What's Something You Learned From Your Early Kickstarter Campaigns?

Patrick Rauland:
Awesome. Very cool. So let me go into just Kickstarter because anyone who's done more than one or two Kickstarter campaigns, I'm always curious, this is your sixth one, what is something you learned from one of your first couple of campaigns? What is something that you've changed about your Kickstarter process in the last, since you started?

Jeff Chin:
Yeah, for the After Nova campaign, we tried to switch things up and do an all social goal system instead of a monetary stretch goal system. And people didn't like that. People demanded stretch goals pretty unanimously. So we ended up caving and switching that campaign midway to go back to a stretch goal system. We've been very receptive to whatever backers want to see.
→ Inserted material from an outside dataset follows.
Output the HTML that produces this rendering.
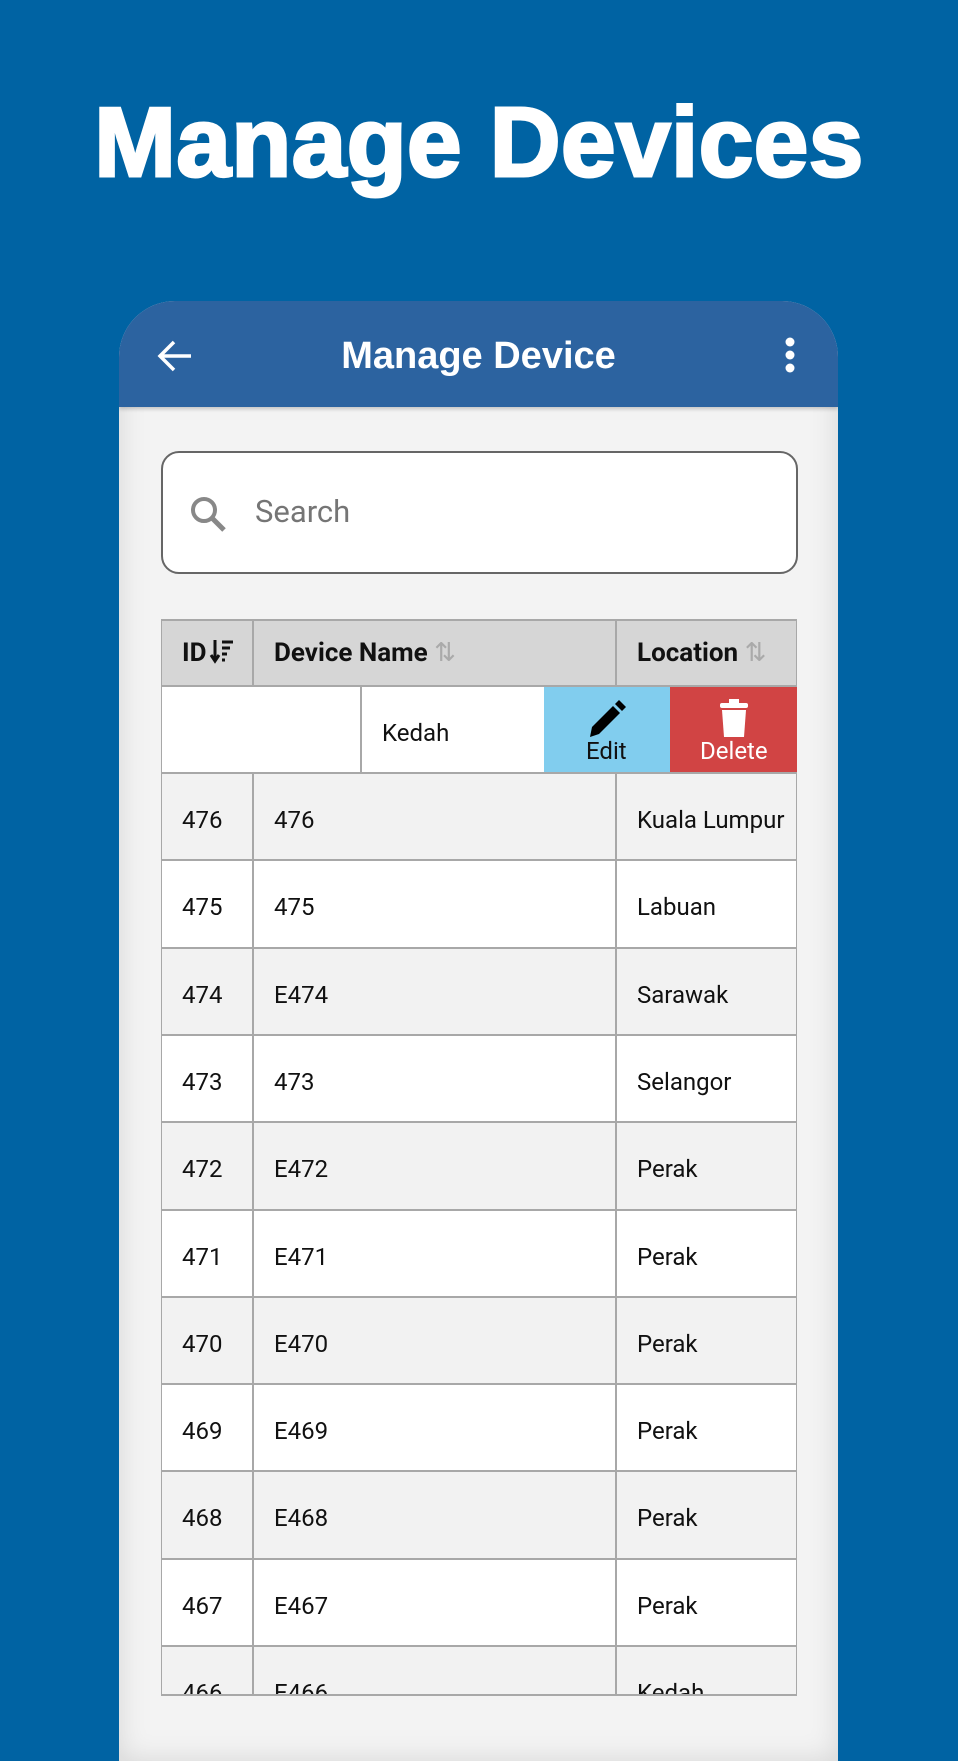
<!DOCTYPE html>
<html><head><meta charset="utf-8"><style>
*{margin:0;padding:0;box-sizing:border-box}
body{width:958px;height:1741px;background:#0063a3;position:relative;overflow:hidden;font-family:"Roboto","Liberation Sans",sans-serif}
.title{position:absolute;left:0;width:958px;top:86px;text-align:center;color:#fff;font:900 98px "Liberation Sans",sans-serif;letter-spacing:0.5px;-webkit-text-stroke:3px #fff}
.phone{position:absolute;left:119px;top:301px;width:719px;height:1460px;border-radius:56px 56px 0 0;background:#f3f3f3;overflow:hidden;box-shadow:inset 0 0 28px rgba(0,0,0,.12)}
.hdr{position:absolute;left:0;top:0;width:719px;height:106px;background:#2c63a0;box-shadow:0 2px 4px rgba(0,0,0,.2)}
.hdr .t{position:absolute;left:0;width:719px;top:34px;text-align:center;color:#fff;font:bold 38px "Liberation Sans",sans-serif}
.search{position:absolute;left:161px;top:451px;width:637px;height:123px;border:2px solid #666;border-radius:18px;background:#fff}
.search span{position:absolute;left:92px;top:40px;font-size:31px;color:#757575}
.tbl{position:absolute;left:161px;top:619px;width:636px;height:1077px;overflow:hidden;border-bottom:2px solid #a8a8a8}
.row{position:absolute;left:0;width:636px;height:89px;border:1px solid #a8a8a8;border-top:2px solid #a8a8a8;font-size:24px;color:#111}
.row div{position:absolute;top:0;height:100%;border-right:2px solid #a8a8a8}
.row span{position:absolute;top:32px}
.h{background:#d6d6d6;height:67px;font-weight:bold;font-size:26px}
.h span{top:17px}
</style></head><body>
<div class="title">Manage Devices</div>
<div class="phone">
<div class="hdr">
<svg style="position:absolute;left:38px;top:38px" width="36" height="34" viewBox="0 0 36 34"><path d="M34 17H4M17 3L3 17l14 14" stroke="#fff" stroke-width="3.5" fill="none"/></svg>
<div class="t">Manage Device</div>
<svg style="position:absolute;left:664px;top:36px" width="14" height="36"><circle cx="7" cy="5" r="4.5" fill="#fff"/><circle cx="7" cy="18" r="4.5" fill="#fff"/><circle cx="7" cy="31" r="4.5" fill="#fff"/></svg>
</div>
</div>
<div class="search">
<svg style="position:absolute;left:26px;top:42px" width="40" height="40" viewBox="0 0 40 40"><circle cx="15" cy="15" r="11" stroke="#888" stroke-width="4" fill="none"/><path d="M23 23l12 12" stroke="#888" stroke-width="5"/></svg>
<span>Search</span>
</div>
<div class="tbl">
<div class="row h" style="top:0;border-top:2px solid #a8a8a8">
<div style="left:0;width:92px"><span style="left:20px">ID<svg width="26" height="26" viewBox="0 0 26 26" style="vertical-align:-3px;margin-left:2px"><path d="M6 2v20M2 17l4 6 4-6" stroke="#111" stroke-width="3" fill="none"/><path d="M13 4h11M13 10h8M13 16h5M13 22h3" stroke="#111" stroke-width="3"/></svg></span></div>
<div style="left:92px;width:363px"><span style="left:20px">Device Name <span style="position:static;color:#aaa;font-weight:normal">⇅</span></span></div>
<div style="left:455px;width:181px;border-right:none"><span style="left:20px">Location <span style="position:static;color:#aaa;font-weight:normal">⇅</span></span></div>
</div>
<div class="row" style="top:66px;height:89px;background:#fff">
<div style="left:0;width:200px"></div>
<div style="left:200px;width:182px;border:none"><span style="left:20px">Kedah</span></div>
<div style="left:382px;width:126px;background:#81cdee;border:none">
<svg style="position:absolute;left:42px;top:12px" width="40" height="40" viewBox="0 0 40 40"><path d="M4 38l2-10L27 7l7 7-21 21z" fill="#000"/><path d="M29 5l4-4 7 7-4 4z" fill="#000"/></svg>
<span style="left:42px;top:50px">Edit</span></div>
<div style="left:508px;width:128px;background:#d14444;border:none;color:#fff">
<svg style="position:absolute;left:48px;top:12px" width="32" height="40" viewBox="0 0 32 40"><rect x="2" y="4" width="28" height="5" rx="2" fill="#fff"/><rect x="11" y="0" width="10" height="5" fill="#fff"/><path d="M4 11h24l-2 27H6z" fill="#fff"/></svg>
<span style="left:30px;top:50px">Delete</span></div>
</div>
</div>
<script>
var d=[["476","476","Kuala Lumpur"],["475","475","Labuan"],["474","E474","Sarawak"],["473","473","Selangor"],["472","E472","Perak"],["471","E471","Perak"],["470","E470","Perak"],["469","E469","Perak"],["468","E468","Perak"],["467","E467","Perak"],["466","E466","Kedah"]];
var t=document.querySelector('.tbl'),h='';
d.forEach(function(r,i){h+='<div class="row" style="top:'+Math.round(153+i*87.3)+'px;background:'+(i%2?'#fff':'#f2f2f2')+'"><div style="left:0;width:92px"><span style="left:20px">'+r[0]+'</span></div><div style="left:92px;width:363px"><span style="left:20px">'+r[1]+'</span></div><div style="left:455px;width:181px;border-right:none"><span style="left:20px">'+r[2]+'</span></div></div>';});
t.insertAdjacentHTML('beforeend',h);
</script>
</body></html>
I think that's part of the Kickstarter experience, is just listening and letting people be part of the creation of that product. That's part of the amazing thing that Kickstarter can do, that other platforms aren't really designed for. Everyone gets their voice before the game is even made. That's one of the reasons why someone might back a product before it's on the market. As we've gone, the changes that we've made have largely been based on backer feedback.

Patrick Rauland:
Yeah, that makes a lot of sense. And speaking of backers and different levels, one of the other things I noticed is, and this is something that I'm thinking a lot more about, is your game is actually pretty affordable, right? It's not a game with 500 miniatures that costs a thousand dollars and $200 to ship to you. But it's a pretty light, small game. I think the starting pledge is $28. But then you also have … One of the things that you did well is you have an expansion for about 10 bucks, or then you have premium components, which is maybe 15 bucks. And of course you can get the expansion and the premium components for, I think, roughly $20 more than the original game.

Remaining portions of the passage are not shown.